Nearly everyone agrees you should keep your phone notifications to a manageable minimum — and I thought I was doing that. I've turned off email push notifications entirely (when was the last time you went 10 minutes without checking your email?) and for the most part, haven't missed them. Then I saw how many more notifications I receive each day than my co-workers. The biggest offender for me is Tweetbot, which I encourage to send me every favorite, follow, and retweet. It's a daily drip of affirmation, and makes life on this garbage planet just a bit more bearable.

But I get notifications from lots of other places, too: at least 75 apps have sent me a push in the last month. Most of those bother me less than once a day — Dark Sky, for example, only pops up when it's about to rain. But many of these apps are more frequent pests. It's an effect of so many apps building in social and messaging layers.

On one hand, writing about social and messaging apps is what I do, so I'm an outlier. But you don't have to be an app freak to have Snapchat, Facebook Messenger, WhatsApp, Hangouts, Skype, and iMessage on your phone. Keeping up with your friends today requires more notifications than ever before.

—Casey Newton

I've never really taken the time to prune the notifications on my phone. I treat it in a very binary way: most apps' notifications are left on, except for the few (like Periscope) that can be incessant. Beyond that, I enforce very little control over them. I'm always worried I'll miss something, so I'd rather suffer the annoyance and dismiss the ones I don't care about than restrict the flow too much.

With that in mind, it still feels like there are long enough stretches of my day where the notifications either don't come fast enough that I assumed the total number wasn't that high. When I took the time to count them this week, I realized it was even higher than I had imagined.

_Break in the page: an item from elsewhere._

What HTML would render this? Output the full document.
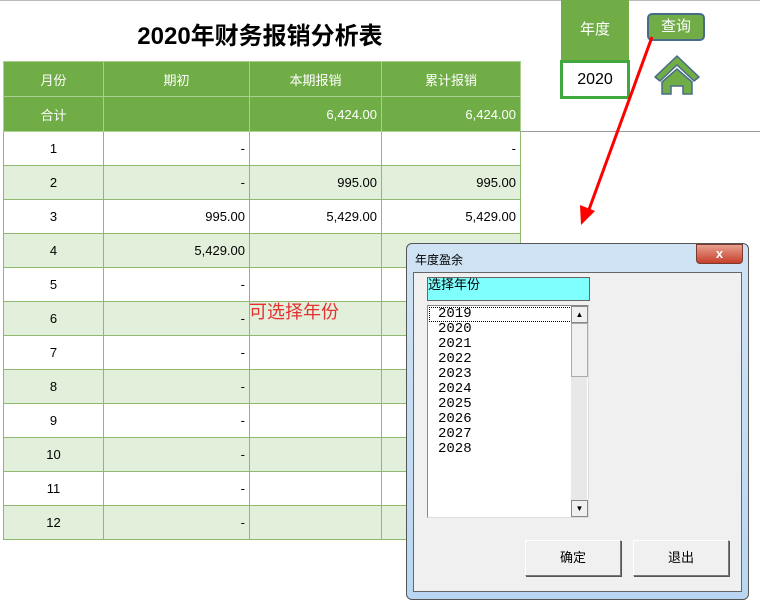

In fact it got to be such a distraction that I had to stop counting in real time and sort of take a stab at guessing how many were coming in. Worse, I couldn't just go back and look at the notifications I'd missed because the notifications experience on iOS is still quite messy. The notifications panel at the top of the OS limits the amount you can see at any given time, and you have no option to search or sort through them.

The saving grace for me is my Pebble Time. It's where I observe most of my alerts, and it lets me quickly weigh whether an incoming notification is important enough for me to bother taking my phone out of my pocket. From here on out, though, maybe I'll turn a few more of them off.

—Sean O'Kane

My notification strategy is something I’ve spent countless hours upon. I use all the tools available to keep notifications as finely honed as possible. Hell, I even forced myself to climb up and over the Google Inbox learning curve because of the awesome control it gives me over email alerts. Still, it only took one day of quantified awareness to shatter any confidence I had in my setup.

Sixty-three notifications on my phone is way too many for a day when I was trying to focus and write. Sixty-three interruptions over a period of about 10 hours, or more than one every 10 minutes, on average. And that’s just my phone. (We didn’t tally the notifications coming in on other devices like smartwatches, tablets, or laptops.) I’ve grown accustomed to the interruptions — it’s normal. But normal shouldn’t be confused with acceptable. And now that I’ve paid attention, it’s very clear that I, and the industry, have a long way to go when it comes to filtering the nonessential.